The addition of two convex functions having the same interval would generate a convex function. If one of them is strictly convex, then the sum is also strictly convex.

It was already proven that $TC(n,f)$ is a convex function of $(n,F)$. Now, for the sufficient condition for $\mathit{n}$ and $\mathit{F}$ to obtain the convexity of $GC(n,F)$, its Hessian matrix must be positive definite at $(n,F)$, and that requires:

$$\begin{array}{cc}\hfill {\displaystyle \frac{{\partial}^{2}GC(n,F)}{\partial {n}^{2}}}{\displaystyle \frac{{\partial}^{2}GC(n,F)}{\partial {F}^{2}}}-{\left[{\displaystyle \frac{{\partial}^{2}GC(n,F)}{\partial n\partial F}}\right]}^{2}=& \phantom{\rule{0.166667em}{0ex}}{\displaystyle \frac{s{H}^{4}(h+\varphi c){({\Delta}_{r}-{\Delta}_{l})}^{2}}{9{n}^{4}}}>0\hfill \\ \hfill {\displaystyle \frac{{\partial}^{2}GC(n,F)}{\partial {n}^{2}}}=& \phantom{\rule{0.166667em}{0ex}}\frac{{H}^{2}({\Delta}_{r}-{\Delta}_{l})}{3{n}^{3}}\left[(h+\varphi c){F}^{2}+s{\left(1-F\right)}^{2}\right]>0\hfill \end{array}$$

Hence, the function $GC(n,F)$ is a convex function of $(n,F)$. Therefore, from the above proposition, it can be verified that $M(\tilde{TC}(n,F))$ is a convex function of $(n,F)$ under the fuzzy sense, as well.

Similar to the crisp model, using the optimal replenishment number $({n}_{f}^{*})$ and fraction of period with positive inventory $({F}_{f}^{*})$, the optimal order quantity $({Q}_{f}^{*})$ for the fuzzy model can be derived as:

$$\begin{array}{cc}\hfill {Q}_{f}^{*}=& \left[{\displaystyle \frac{{e}^{{\displaystyle \frac{\varphi {F}_{f}^{*}H}{{n}_{f}^{*}}}}-1}{\varphi}}+{\displaystyle \frac{H}{{n}_{f}^{*}}}-{\displaystyle \frac{{F}_{f}^{*}H}{{n}_{f}^{*}}}\right]\left[D+{\displaystyle \frac{{\Delta}_{r}-{\Delta}_{l}}{3}}\right]\hfill \end{array}$$

#### 2.3. Fuzzy Learning in a Continuous Review Inventory Model (Model III)

In this section, the fuzzy model developed in the previous section is extended to incorporate the effect of learning.

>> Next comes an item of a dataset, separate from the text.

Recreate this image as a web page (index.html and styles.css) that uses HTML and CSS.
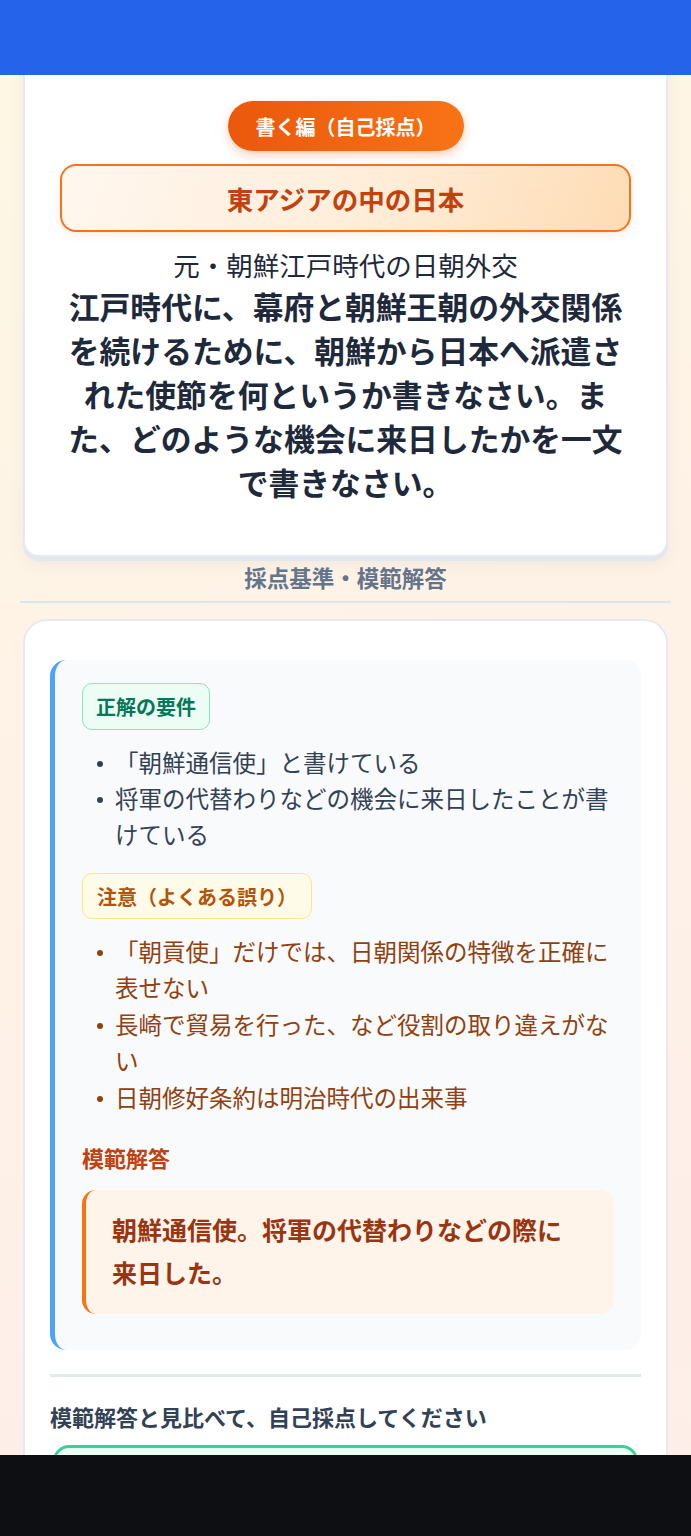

In real-life situations, decision makers collect information about the customer demand through various modes of interaction before processing an order. Thus, it may be concluded that the estimation of the learning effect is depended on the number of orders instead of the quantity of the order. Learning in fuzziness is assumed to follow the mathematical relationship formulated by Wright [38] and also used by many researcher’s such as Yelle [45] and Jaber [46], which can be written as:
where ${p}_{i}$ represents the performance at the time of the ${i}^{\mathrm{th}}$ replenishment, ${p}_{1}$ is the performance at the starting of the planning period, the index i is the number of replenishments, and l is the learning exponent.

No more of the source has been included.